The Reformer drafted his New Testament translation over the course of 11 weeks in the winter of 1521–1522, while hiding from authorities in a castle in Eisenach. After he was declared a heretic and a criminal, he decided to translate the Scripture, going back to the Greek source material, which was older than the Latin translation the Catholic church used.

Luther published his translation in September 1522, earning the book the nickname “September Testament.” Experts say the striking style and wide availability (thanks to the cutting-edge technology of the printing press) kindled the flames of the Protestant Reformation—and transformed the German language.

Luther often complained that even people who lived only a few miles apart had difficulty understanding each other because there was no general, or official, German language. He developed a “Bible German,” which could be understood across dialects and served as the basis for Hochdeutsch, or “high German."

“His great achievement was to infuse his Bible language with an extraordinary poetic power and beauty that later translations of the Bible have never equaled,” Birkenmeier said.

The Lutherhaus curator points to the translation of the Christmas story in the Gospel of Luke as an example of Luther’s literary skill. He used catchy rhythms and some alliteration to “make the birth of Christ ring out and help to remember what is heard—like in a song,” Birkenmeier said.

Despite those strengths and its immediate popularity, Luther himself never regarded his translation as "finished.” He released his first version in September 1522 and issued the first revision three months later. He published the full Bible, including the Old and New Testaments and the Apocrypha, in 1534. As his understanding of the Bible evolved, Luther continued to adjust his translation for the rest of his life. His final authorized version appeared in 1545, just months before his death in 1546.

The German Bible Society has continued to rework the text in recent years.

“Although the text we have today goes back to Luther’s translation work, our knowledge of biblical studies has grown, as has the German language,” Rösel said. “So time and again it became necessary to carefully adapt the wording of the Luther Bible to these changes.”

The Luther Bible has been officially revised four times in partnership with the German Protestant Church: in 1892, 1912, 1984, and 2017. Each time, the translation was thoroughly reviewed by scholars and church officials, making sure it was accurate and could connect with German-speaking people.

The German Bible Society also released another version recently. It’s called the Basic Bible and is billed as a translation for the 21st century, with clearer language, shorter sentences, and a more contemporary structure and flow. It is designed to be a “Bible for all generations,” Rösel explained.

When the complete version came out in 2021, people bought 215,000 copies. It sold an additional 100,000 the following year, which is considered quite good, though it was surpassed by the 2017 edition of the Luther Bible.

The Bible Society and the state-privileged German Protestant Church have also been trying novel ways to connect with a German public that is increasingly disinterested in Scripture’s religious relevance.

Last year, the Bible Society partnered with the International Martin Luther Foundation and others to invite three prize-winning authors to the castle where Luther worked in Eisenach.
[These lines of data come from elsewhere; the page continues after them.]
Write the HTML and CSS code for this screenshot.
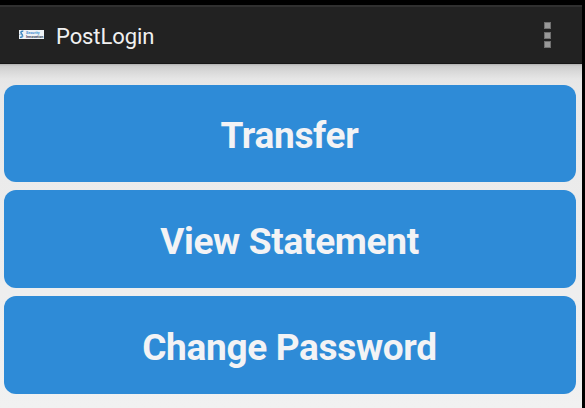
FILE: index.html
```html
<!DOCTYPE html>
<html lang="en">
<head>
<meta charset="utf-8">
<title>PostLogin</title>
<link rel="stylesheet" href="styles.css">
</head>
<body>
<div class="screen">
  <header class="bar">
    <svg class="logo" viewBox="0 0 25 9" aria-hidden="true">
      <rect width="25" height="9" fill="#eef2f6"/>
      <path d="M4.3 1.3C2 .8 1.2 2.5 2.6 3.8S3.8 7.8 1 7.3" fill="none" stroke="#3b86c2" stroke-width="1.5"/>
      <path d="M.5 4.5h1M3.8 5.5v1.5" stroke="#6aa4d0" stroke-width="1"/>
      <text class="logo-top" x="7" y="3.7" textLength="13.5" lengthAdjust="spacingAndGlyphs">Security</text>
      <text class="logo-bottom" x="7" y="7.7" textLength="17.3" lengthAdjust="spacingAndGlyphs">Innovation</text>
    </svg>
    <h1 class="title">PostLogin</h1>
    <div class="overflow"><i class="dot"></i><i class="dot"></i><i class="dot"></i></div>
  </header>
  <main class="content">
    <button class="action">Transfer</button>
    <button class="action">View Statement</button>
    <button class="action">Change Password</button>
  </main>
</div>
</body>
</html>
```
FILE: styles.css
```css
* { box-sizing: border-box; }

body {
  margin: 0;
  background: #000;
  font-family: Roboto, "Liberation Sans", sans-serif;
  overflow: hidden;
}

.screen {
  width: 582px;
  height: 408px;
  padding-top: 5px;
  display: flex;
  flex-direction: column;
}

.bar {
  height: 59px;
  flex: none;
  display: flex;
  align-items: center;
  padding: 0 31px 0 19px;
  background: #222;
  border-top: 2px solid #303030;
  border-bottom: 1px solid #161616;
}

.logo {
  width: 25px;
  height: 9px;
  margin: 0 12px 1px 0;
}

.logo-top {
  font-size: 3px;
  font-weight: 700;
  fill: #3f8fd0;
}

.logo-bottom {
  font-size: 3px;
  font-weight: 700;
  fill: #34495e;
}

.title {
  margin: 0;
  padding-top: 3px;
  flex: 1;
  font-size: 22px;
  font-weight: 400;
  line-height: 26px;
  letter-spacing: -0.1px;
  color: #f0f0f0;
}

.overflow {
  display: flex;
  flex-direction: column;
  gap: 2.5px;
}

.dot {
  width: 7px;
  height: 7px;
  background: #999;
  border: 1px solid #707070;
}

.content {
  flex: 1;
  display: flex;
  flex-direction: column;
  gap: 8px;
  padding: 20.5px 6.5px 0 3.5px;
  background: linear-gradient(#b0b0b0 0, #cccccc 2px, #d8d8d8 7px, #e6e6e6 15px, #e9e9e9 30px, #f1f1f1 100%);
}

.action {
  height: 97.7px;
  flex: none;
  padding: 6px 0 0;
  border: 0;
  border-radius: 12px;
  background: #2e8bd7;
  color: #f3f3f5;
  font: 700 37px/44px Roboto, "Liberation Sans", sans-serif;
  letter-spacing: -0.32px;
}
```
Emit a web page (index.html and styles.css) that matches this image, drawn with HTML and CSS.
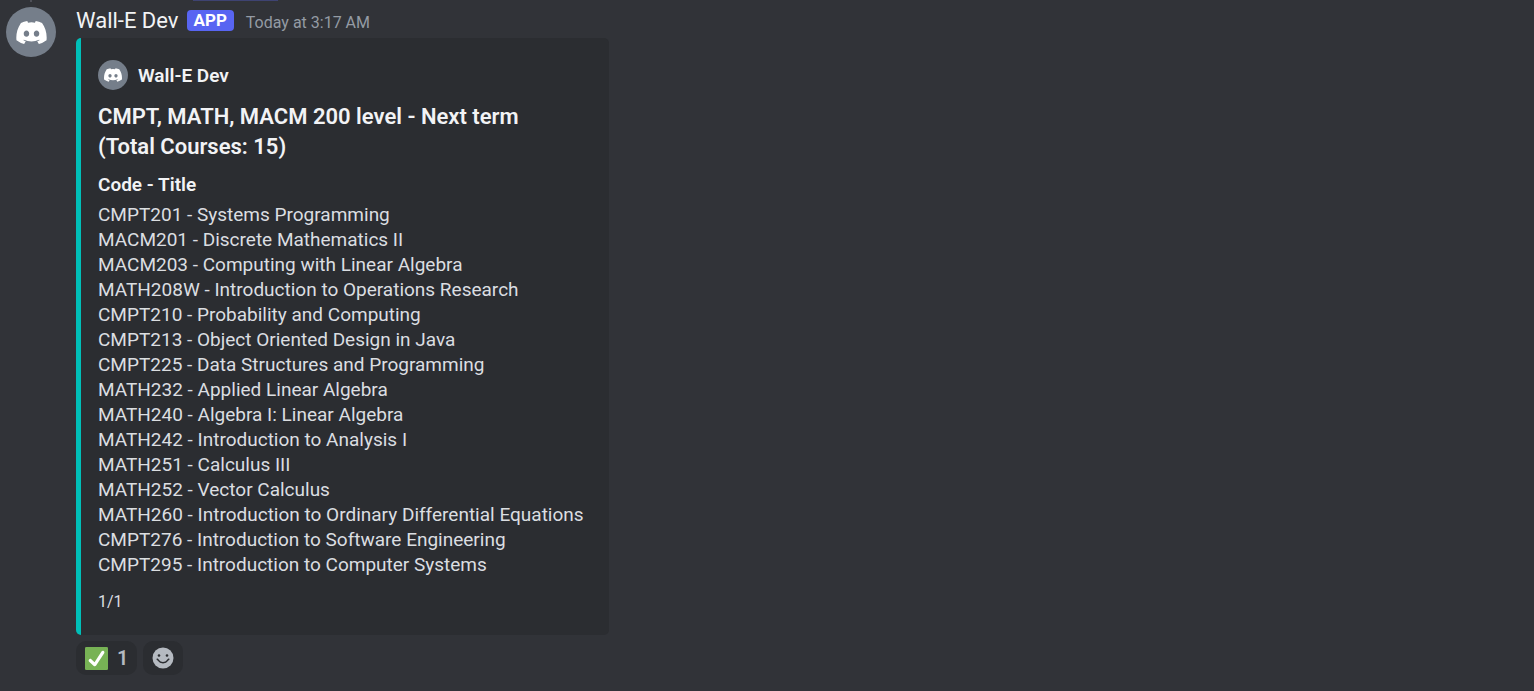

Iris Wolff, Uwe Kolbe, and Senthuran Varatharajah each spent four weeks in “inner dialogue with Luther’s Bible,” producing diary-like texts engaging with the Reformer, his translation, and their shared language.

The Bible Society also partnered with designer Manfred Rieker to reproduce “the longest Bible in the world” in Eisenach. The Wiedmann Bible is made up of 3,333 pictures painted by Willy Wiedmann, a multidisciplinary postwar artist. The display stretched over 131 separate panels for more than a mile.

Kathi Blumenthal, a local resident, was one of many who walked that path up to the castle to look at the scriptural artwork. She told CT that she is not religious but “you don't have to be a Christian to benefit from reading the Bible.”

She reads the Bible occasionally, she said, for inspiration.

“It’s a treasury of human experiences and insights that remain relevant today,” she said.